__TASK REQUIREMENTS__. Print the records below exactly, from the line containing "Write a component" down to the line containing "string; size?: number;", both lines included, and omit every picture.

__Interface markup and scripts__.
-=-=-=-=-

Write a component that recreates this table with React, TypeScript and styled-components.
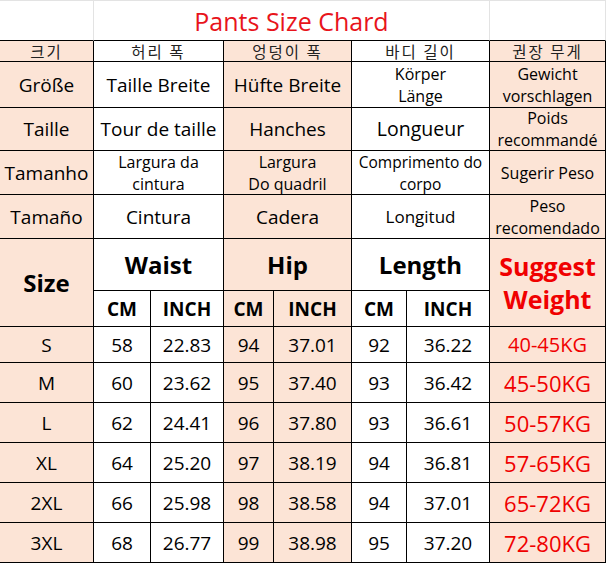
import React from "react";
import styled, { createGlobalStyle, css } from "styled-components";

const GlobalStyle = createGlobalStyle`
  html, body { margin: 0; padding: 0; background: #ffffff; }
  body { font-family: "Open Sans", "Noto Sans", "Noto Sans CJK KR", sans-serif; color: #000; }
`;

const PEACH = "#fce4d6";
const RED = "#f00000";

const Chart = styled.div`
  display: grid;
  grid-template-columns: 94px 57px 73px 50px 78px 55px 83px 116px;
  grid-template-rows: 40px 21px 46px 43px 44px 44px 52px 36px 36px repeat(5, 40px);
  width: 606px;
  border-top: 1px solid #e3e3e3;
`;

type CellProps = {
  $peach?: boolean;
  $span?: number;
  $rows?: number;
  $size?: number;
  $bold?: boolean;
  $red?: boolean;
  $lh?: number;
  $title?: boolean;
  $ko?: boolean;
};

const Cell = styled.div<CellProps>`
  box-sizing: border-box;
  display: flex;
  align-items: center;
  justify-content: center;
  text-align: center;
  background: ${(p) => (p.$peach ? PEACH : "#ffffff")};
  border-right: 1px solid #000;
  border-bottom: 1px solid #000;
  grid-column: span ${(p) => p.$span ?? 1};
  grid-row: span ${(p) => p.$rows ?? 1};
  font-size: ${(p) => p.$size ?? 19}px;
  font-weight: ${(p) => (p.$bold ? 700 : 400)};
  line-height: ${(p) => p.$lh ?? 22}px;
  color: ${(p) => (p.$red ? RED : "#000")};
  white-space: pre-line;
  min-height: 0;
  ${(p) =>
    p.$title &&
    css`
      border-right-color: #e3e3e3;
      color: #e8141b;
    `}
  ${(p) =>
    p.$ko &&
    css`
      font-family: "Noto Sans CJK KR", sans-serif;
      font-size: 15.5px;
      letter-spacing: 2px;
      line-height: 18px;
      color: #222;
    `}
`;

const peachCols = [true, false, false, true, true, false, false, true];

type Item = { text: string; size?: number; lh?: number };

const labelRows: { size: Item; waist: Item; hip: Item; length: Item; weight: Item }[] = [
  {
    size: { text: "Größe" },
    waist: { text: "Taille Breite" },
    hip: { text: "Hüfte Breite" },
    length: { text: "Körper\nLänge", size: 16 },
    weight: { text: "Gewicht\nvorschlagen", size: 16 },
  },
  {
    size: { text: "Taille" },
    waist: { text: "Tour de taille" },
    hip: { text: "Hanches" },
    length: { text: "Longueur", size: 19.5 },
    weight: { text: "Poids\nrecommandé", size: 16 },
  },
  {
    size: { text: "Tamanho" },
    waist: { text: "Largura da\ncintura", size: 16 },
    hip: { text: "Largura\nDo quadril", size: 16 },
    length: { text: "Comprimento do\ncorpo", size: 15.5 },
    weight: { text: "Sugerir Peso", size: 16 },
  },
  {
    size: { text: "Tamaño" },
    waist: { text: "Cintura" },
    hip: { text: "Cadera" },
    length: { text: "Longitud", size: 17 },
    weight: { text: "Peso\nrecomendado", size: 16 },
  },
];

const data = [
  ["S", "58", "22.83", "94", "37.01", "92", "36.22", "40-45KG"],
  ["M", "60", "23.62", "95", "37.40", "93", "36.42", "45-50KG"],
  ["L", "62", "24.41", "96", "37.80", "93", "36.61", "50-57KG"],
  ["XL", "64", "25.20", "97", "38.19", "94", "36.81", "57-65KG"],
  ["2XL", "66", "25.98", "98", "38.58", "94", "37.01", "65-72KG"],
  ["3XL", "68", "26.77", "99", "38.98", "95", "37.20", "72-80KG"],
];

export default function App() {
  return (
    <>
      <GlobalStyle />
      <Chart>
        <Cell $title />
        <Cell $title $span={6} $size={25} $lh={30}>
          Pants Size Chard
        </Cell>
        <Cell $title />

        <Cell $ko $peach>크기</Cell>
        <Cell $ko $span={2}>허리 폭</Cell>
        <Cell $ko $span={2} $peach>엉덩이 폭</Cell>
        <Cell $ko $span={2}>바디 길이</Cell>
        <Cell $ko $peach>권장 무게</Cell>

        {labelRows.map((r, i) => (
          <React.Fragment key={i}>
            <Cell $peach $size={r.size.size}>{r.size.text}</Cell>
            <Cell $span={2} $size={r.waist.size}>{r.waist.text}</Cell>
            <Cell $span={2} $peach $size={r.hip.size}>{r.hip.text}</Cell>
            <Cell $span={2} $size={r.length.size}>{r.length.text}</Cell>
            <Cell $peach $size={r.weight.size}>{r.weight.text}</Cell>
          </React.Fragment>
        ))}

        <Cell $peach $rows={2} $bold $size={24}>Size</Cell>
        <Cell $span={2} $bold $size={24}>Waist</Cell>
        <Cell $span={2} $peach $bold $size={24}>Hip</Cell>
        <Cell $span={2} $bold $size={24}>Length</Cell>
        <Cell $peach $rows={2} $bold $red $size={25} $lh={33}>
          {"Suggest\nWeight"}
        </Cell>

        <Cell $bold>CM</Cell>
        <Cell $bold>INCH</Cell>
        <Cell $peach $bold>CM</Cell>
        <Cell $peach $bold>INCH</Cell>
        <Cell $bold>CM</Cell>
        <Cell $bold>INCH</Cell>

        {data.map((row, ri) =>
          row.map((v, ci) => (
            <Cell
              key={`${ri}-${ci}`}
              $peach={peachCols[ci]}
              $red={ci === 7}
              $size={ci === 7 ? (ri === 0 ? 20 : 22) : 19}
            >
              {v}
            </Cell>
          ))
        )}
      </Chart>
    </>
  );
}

-=-=-=-=-

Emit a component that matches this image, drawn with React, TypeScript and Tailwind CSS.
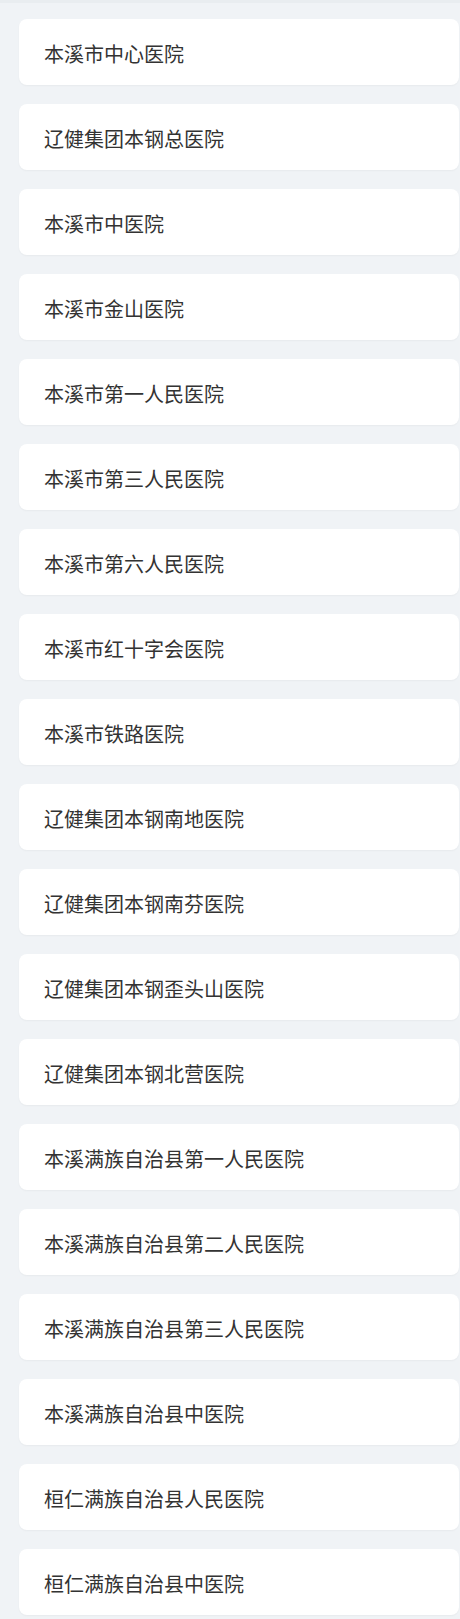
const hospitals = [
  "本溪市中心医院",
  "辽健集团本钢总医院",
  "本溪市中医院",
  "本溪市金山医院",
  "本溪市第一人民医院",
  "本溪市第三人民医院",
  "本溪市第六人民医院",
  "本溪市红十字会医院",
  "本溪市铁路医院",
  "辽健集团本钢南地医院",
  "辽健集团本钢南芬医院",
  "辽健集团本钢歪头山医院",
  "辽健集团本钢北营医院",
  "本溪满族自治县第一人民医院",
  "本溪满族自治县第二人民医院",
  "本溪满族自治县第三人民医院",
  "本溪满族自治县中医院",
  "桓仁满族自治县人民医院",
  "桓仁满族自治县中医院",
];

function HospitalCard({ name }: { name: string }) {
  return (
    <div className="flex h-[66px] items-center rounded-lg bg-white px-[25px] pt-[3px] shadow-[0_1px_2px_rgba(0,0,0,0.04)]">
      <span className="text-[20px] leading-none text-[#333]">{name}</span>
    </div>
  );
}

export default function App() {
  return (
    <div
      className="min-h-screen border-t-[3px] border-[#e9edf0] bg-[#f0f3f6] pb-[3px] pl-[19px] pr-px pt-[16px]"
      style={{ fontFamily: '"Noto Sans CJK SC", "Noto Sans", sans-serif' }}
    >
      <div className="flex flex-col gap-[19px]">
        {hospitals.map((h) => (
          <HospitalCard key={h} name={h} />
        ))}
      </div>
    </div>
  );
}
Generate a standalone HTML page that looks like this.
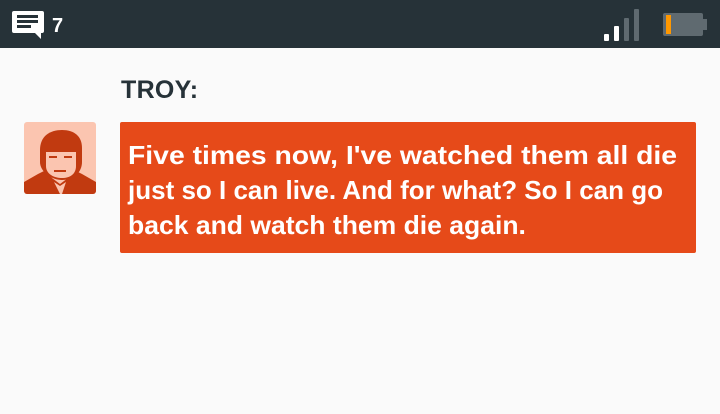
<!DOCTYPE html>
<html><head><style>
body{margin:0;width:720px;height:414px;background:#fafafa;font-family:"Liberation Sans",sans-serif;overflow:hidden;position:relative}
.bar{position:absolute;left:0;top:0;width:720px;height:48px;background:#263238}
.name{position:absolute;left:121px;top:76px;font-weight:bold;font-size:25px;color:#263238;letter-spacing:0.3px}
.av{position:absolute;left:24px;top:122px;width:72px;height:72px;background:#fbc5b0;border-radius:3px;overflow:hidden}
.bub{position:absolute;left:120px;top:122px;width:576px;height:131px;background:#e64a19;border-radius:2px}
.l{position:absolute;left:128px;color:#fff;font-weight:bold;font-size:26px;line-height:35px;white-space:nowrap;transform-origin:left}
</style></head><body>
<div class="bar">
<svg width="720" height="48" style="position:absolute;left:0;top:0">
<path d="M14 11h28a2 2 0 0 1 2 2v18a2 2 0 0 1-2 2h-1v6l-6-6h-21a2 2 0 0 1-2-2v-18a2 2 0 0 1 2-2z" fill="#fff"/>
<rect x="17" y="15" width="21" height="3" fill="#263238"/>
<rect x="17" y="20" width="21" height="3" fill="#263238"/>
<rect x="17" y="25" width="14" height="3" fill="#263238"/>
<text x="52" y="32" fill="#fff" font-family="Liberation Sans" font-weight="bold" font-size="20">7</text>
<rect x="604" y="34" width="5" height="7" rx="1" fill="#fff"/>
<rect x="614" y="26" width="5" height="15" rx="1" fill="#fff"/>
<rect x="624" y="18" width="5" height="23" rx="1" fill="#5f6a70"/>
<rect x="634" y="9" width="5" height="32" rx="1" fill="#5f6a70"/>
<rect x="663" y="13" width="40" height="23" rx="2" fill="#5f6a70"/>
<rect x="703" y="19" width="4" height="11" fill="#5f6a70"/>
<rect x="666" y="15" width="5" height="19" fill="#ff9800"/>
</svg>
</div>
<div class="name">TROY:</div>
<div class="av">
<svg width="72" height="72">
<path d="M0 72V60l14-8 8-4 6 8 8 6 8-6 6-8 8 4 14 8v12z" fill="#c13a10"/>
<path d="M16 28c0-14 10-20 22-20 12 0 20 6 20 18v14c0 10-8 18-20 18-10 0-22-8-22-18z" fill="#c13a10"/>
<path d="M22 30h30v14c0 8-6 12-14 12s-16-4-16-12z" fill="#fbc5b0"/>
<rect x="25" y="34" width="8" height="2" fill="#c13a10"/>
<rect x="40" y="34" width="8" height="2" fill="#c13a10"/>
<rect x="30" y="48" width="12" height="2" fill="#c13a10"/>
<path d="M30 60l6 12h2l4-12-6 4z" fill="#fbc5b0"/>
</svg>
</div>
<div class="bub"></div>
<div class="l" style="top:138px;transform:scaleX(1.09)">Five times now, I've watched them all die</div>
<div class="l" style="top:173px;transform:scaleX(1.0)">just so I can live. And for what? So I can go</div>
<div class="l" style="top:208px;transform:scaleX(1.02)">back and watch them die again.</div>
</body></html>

-=-=-=-=-

__THE RESULT__.
Write a component that recreates this table with React, TypeScript and styled-components.
import React from "react";
import styled, { createGlobalStyle, css } from "styled-components";

const GlobalStyle = createGlobalStyle`
  html, body { margin: 0; padding: 0; background: #ffffff; }
  body { font-family: "Open Sans", "Noto Sans", "Noto Sans CJK KR", sans-serif; color: #000; }
`;

const PEACH = "#fce4d6";
const RED = "#f00000";

const Chart = styled.div`
  display: grid;
  grid-template-columns: 94px 57px 73px 50px 78px 55px 83px 116px;
  grid-template-rows: 40px 21px 46px 43px 44px 44px 52px 36px 36px repeat(5, 40px);
  width: 606px;
  border-top: 1px solid #e3e3e3;
`;

type CellProps = {
  $peach?: boolean;
  $span?: number;
  $rows?: number;
  $size?: number;
  $bold?: boolean;
  $red?: boolean;
  $lh?: number;
  $title?: boolean;
  $ko?: boolean;
};

const Cell = styled.div<CellProps>`
  box-sizing: border-box;
  display: flex;
  align-items: center;
  justify-content: center;
  text-align: center;
  background: ${(p) => (p.$peach ? PEACH : "#ffffff")};
  border-right: 1px solid #000;
  border-bottom: 1px solid #000;
  grid-column: span ${(p) => p.$span ?? 1};
  grid-row: span ${(p) => p.$rows ?? 1};
  font-size: ${(p) => p.$size ?? 19}px;
  font-weight: ${(p) => (p.$bold ? 700 : 400)};
  line-height: ${(p) => p.$lh ?? 22}px;
  color: ${(p) => (p.$red ? RED : "#000")};
  white-space: pre-line;
  min-height: 0;
  ${(p) =>
    p.$title &&
    css`
      border-right-color: #e3e3e3;
      color: #e8141b;
    `}
  ${(p) =>
    p.$ko &&
    css`
      font-family: "Noto Sans CJK KR", sans-serif;
      font-size: 15.5px;
      letter-spacing: 2px;
      line-height: 18px;
      color: #222;
    `}
`;

const peachCols = [true, false, false, true, true, false, false, true];

type Item = { text: string; size?: number; lh?: number };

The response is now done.